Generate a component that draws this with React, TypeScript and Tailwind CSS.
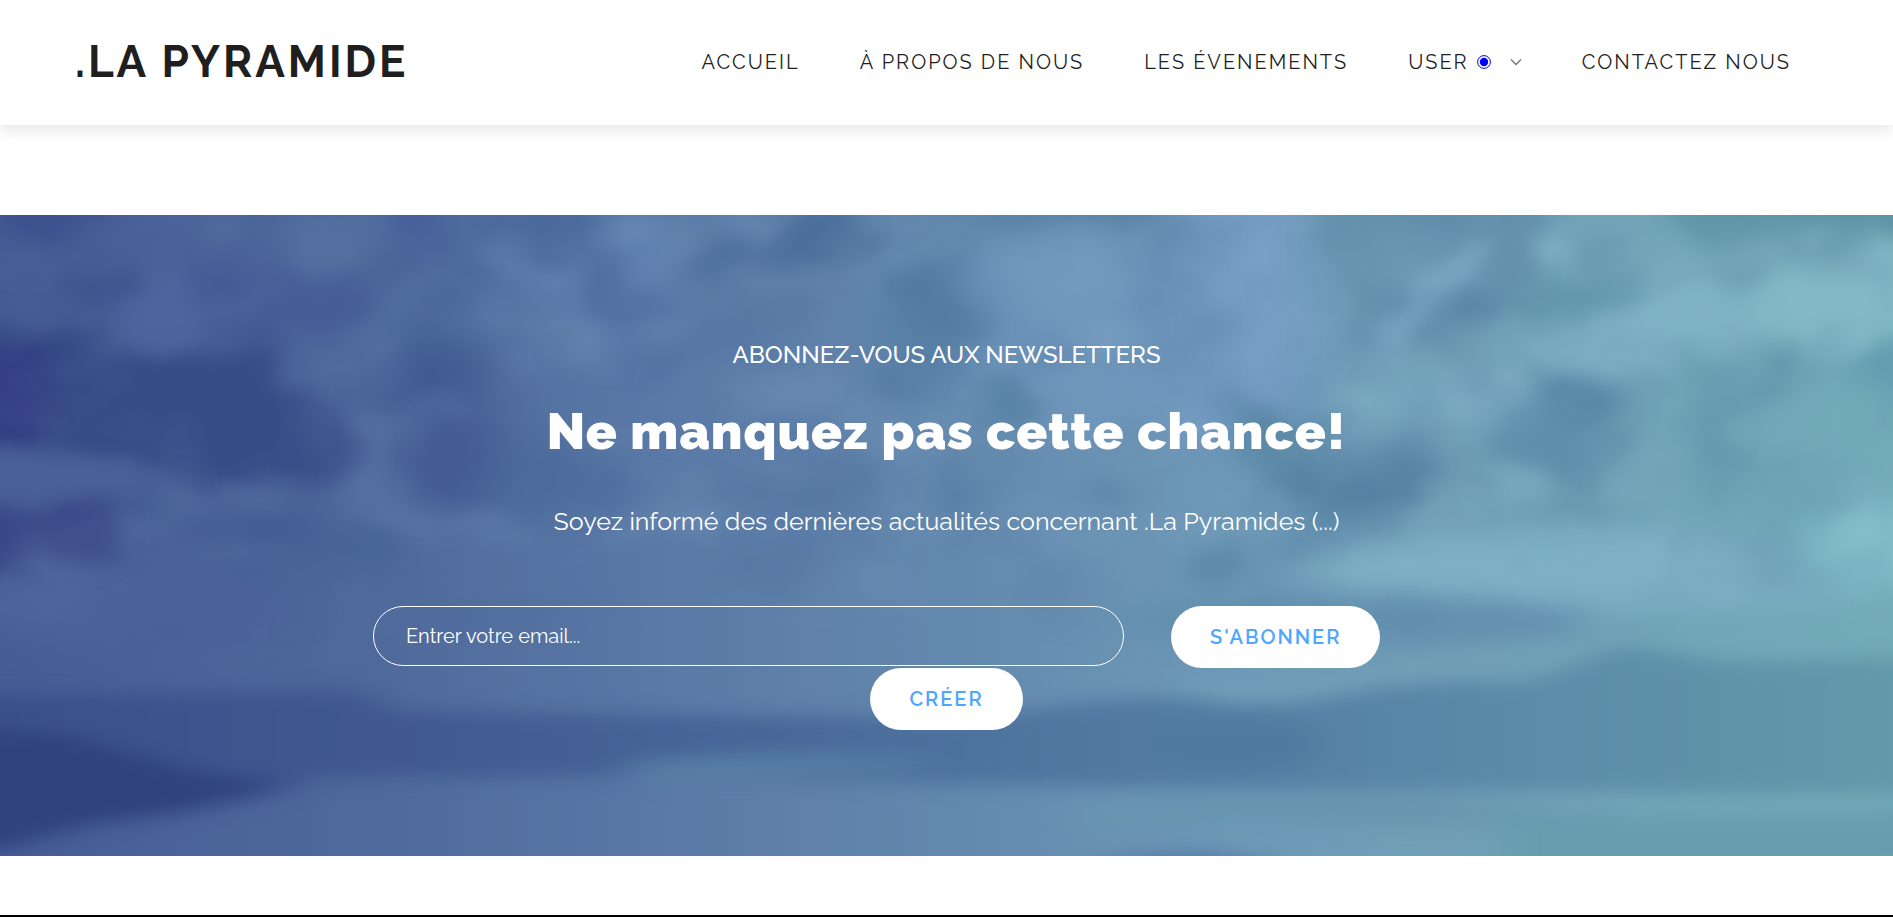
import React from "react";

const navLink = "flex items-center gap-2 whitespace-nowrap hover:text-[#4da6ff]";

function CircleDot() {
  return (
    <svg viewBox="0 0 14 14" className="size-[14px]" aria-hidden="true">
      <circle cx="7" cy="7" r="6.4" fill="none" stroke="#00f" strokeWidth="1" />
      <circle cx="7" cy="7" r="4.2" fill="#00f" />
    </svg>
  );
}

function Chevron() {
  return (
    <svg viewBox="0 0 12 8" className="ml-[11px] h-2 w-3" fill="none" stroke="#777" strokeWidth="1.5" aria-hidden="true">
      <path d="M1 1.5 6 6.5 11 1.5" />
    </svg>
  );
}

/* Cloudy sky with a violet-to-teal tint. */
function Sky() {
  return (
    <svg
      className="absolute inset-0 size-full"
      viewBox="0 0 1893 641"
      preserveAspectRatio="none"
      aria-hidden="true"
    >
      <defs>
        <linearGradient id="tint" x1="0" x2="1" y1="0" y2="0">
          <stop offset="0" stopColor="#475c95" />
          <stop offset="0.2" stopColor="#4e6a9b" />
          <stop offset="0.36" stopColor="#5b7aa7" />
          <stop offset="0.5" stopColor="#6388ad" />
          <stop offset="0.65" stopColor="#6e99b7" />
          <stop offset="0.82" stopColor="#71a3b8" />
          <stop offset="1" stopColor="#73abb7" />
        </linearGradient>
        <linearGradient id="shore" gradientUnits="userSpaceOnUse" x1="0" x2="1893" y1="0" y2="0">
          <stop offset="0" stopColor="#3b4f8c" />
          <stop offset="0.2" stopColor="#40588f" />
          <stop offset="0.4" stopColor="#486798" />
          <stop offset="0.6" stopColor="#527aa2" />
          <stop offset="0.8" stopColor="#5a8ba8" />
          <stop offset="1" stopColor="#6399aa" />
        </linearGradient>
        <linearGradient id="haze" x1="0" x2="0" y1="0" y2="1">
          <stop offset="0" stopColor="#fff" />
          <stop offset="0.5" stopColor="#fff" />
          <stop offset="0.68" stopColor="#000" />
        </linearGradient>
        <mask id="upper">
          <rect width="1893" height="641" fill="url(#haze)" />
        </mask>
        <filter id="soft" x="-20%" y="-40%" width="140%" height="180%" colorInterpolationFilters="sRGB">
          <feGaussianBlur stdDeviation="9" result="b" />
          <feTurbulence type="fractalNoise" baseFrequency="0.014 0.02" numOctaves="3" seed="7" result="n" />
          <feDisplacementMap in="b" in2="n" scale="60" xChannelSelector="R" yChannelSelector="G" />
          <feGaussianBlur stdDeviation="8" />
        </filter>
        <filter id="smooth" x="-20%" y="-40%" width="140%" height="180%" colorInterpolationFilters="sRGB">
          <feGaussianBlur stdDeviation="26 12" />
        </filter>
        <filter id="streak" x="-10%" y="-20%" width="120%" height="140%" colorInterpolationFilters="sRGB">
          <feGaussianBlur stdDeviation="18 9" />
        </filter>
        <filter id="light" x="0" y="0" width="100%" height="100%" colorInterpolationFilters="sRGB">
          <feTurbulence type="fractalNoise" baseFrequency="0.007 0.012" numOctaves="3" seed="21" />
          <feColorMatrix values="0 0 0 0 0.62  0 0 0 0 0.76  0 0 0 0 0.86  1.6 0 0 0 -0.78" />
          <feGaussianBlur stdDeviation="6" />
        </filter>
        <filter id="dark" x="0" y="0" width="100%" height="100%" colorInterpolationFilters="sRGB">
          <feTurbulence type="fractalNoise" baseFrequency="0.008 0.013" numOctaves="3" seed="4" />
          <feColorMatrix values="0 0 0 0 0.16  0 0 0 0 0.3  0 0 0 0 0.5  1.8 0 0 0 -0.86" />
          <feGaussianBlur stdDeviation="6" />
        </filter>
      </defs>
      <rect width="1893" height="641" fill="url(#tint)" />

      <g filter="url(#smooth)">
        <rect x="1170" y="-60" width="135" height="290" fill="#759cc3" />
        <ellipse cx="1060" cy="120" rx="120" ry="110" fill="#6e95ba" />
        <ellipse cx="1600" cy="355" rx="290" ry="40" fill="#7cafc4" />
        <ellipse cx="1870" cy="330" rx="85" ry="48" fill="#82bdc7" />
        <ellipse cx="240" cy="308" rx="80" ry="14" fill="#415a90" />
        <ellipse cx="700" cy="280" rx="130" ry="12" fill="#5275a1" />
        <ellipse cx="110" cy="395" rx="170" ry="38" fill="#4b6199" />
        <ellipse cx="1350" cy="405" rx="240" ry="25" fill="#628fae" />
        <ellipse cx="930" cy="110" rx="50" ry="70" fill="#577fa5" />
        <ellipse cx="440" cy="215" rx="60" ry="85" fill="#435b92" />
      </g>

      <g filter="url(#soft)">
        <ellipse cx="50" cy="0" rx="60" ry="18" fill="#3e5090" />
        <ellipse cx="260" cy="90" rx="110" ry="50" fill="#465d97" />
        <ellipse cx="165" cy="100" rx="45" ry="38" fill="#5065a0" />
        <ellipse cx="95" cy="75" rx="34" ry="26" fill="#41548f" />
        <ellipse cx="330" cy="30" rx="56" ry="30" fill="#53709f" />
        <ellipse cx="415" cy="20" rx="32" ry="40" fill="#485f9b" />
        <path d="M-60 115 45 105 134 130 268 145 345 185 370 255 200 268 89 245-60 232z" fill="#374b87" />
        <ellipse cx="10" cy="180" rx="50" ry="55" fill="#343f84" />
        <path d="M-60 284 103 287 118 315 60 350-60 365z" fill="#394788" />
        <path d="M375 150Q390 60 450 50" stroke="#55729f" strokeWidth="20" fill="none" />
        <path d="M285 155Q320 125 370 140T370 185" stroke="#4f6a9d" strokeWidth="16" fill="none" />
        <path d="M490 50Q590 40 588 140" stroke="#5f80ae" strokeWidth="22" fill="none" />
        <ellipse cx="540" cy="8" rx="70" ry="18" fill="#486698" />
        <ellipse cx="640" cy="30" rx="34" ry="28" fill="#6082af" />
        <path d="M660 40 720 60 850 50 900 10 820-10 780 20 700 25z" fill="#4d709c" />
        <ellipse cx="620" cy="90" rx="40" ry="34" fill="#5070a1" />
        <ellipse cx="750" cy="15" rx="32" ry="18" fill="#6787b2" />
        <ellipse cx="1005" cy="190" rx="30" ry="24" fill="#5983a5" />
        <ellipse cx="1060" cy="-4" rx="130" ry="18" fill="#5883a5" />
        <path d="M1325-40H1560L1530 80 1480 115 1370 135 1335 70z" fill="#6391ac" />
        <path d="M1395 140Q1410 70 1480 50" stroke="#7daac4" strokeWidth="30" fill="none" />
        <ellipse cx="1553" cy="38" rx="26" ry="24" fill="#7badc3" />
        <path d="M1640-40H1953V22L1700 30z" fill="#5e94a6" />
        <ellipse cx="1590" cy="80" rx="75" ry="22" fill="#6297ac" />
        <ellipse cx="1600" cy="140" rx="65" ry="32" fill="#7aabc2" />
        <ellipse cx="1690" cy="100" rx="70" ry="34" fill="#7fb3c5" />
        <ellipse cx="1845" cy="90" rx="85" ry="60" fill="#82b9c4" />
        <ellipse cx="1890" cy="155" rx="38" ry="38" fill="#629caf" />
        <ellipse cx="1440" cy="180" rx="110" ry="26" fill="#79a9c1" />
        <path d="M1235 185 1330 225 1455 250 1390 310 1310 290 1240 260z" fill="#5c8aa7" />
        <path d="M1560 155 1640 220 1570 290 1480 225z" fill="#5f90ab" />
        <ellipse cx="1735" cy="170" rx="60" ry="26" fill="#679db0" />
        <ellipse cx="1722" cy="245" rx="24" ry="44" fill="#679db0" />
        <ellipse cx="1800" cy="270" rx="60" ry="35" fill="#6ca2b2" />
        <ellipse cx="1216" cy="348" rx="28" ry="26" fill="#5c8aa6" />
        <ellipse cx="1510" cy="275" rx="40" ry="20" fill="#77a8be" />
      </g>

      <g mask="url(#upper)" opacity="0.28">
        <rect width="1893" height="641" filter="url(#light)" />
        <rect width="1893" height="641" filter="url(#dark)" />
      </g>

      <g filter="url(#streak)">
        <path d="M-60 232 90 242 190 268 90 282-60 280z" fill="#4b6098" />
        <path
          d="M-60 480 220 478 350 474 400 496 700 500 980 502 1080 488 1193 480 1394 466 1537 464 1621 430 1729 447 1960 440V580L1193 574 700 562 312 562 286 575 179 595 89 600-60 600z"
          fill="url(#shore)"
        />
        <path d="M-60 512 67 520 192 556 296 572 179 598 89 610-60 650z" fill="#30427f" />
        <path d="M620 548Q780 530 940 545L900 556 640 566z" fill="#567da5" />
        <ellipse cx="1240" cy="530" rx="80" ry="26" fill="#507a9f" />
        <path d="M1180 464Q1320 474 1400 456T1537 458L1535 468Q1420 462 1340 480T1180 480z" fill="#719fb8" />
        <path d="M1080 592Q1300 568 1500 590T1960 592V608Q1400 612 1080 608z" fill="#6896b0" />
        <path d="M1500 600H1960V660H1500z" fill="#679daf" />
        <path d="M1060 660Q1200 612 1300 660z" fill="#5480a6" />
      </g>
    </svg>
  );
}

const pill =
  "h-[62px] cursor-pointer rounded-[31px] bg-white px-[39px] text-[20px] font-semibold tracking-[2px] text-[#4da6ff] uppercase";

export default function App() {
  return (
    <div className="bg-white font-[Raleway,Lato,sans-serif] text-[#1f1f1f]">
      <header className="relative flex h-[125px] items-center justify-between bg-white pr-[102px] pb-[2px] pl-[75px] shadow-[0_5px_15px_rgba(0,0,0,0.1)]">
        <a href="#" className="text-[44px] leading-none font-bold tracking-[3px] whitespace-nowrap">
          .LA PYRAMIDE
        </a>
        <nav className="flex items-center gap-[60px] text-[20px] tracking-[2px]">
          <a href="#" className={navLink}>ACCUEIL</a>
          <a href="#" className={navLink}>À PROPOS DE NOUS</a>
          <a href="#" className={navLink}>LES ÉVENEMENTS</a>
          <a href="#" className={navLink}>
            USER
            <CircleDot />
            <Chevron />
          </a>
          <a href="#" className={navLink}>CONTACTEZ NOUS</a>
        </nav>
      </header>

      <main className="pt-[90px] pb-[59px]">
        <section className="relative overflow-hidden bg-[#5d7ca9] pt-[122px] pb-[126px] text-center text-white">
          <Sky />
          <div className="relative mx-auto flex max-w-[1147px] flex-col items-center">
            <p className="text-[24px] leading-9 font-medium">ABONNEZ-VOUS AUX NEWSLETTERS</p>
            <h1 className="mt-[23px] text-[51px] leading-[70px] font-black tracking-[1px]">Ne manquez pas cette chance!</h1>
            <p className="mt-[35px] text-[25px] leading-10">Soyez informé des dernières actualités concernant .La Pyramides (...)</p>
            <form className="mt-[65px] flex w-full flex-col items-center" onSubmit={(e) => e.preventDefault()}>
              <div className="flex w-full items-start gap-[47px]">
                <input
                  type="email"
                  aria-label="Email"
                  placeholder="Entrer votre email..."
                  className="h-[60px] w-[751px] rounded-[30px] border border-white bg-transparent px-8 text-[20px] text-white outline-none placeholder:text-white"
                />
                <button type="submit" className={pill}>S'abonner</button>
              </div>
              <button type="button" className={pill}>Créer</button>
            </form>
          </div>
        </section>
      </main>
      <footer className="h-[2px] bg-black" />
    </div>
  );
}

▸ **Exercise objective**:
Repeat the lines exactly as they stand, from the opening line of the data through the line with "items-center gap-2 whitespace-nowrap". Pictures stay out of the copy.

▸ **Solution**:
Generate a component that draws this with React, TypeScript and Tailwind CSS.
import React from "react";

const navLink = "flex items-center gap-2 whitespace-nowrap hover:text-[#4da6ff]";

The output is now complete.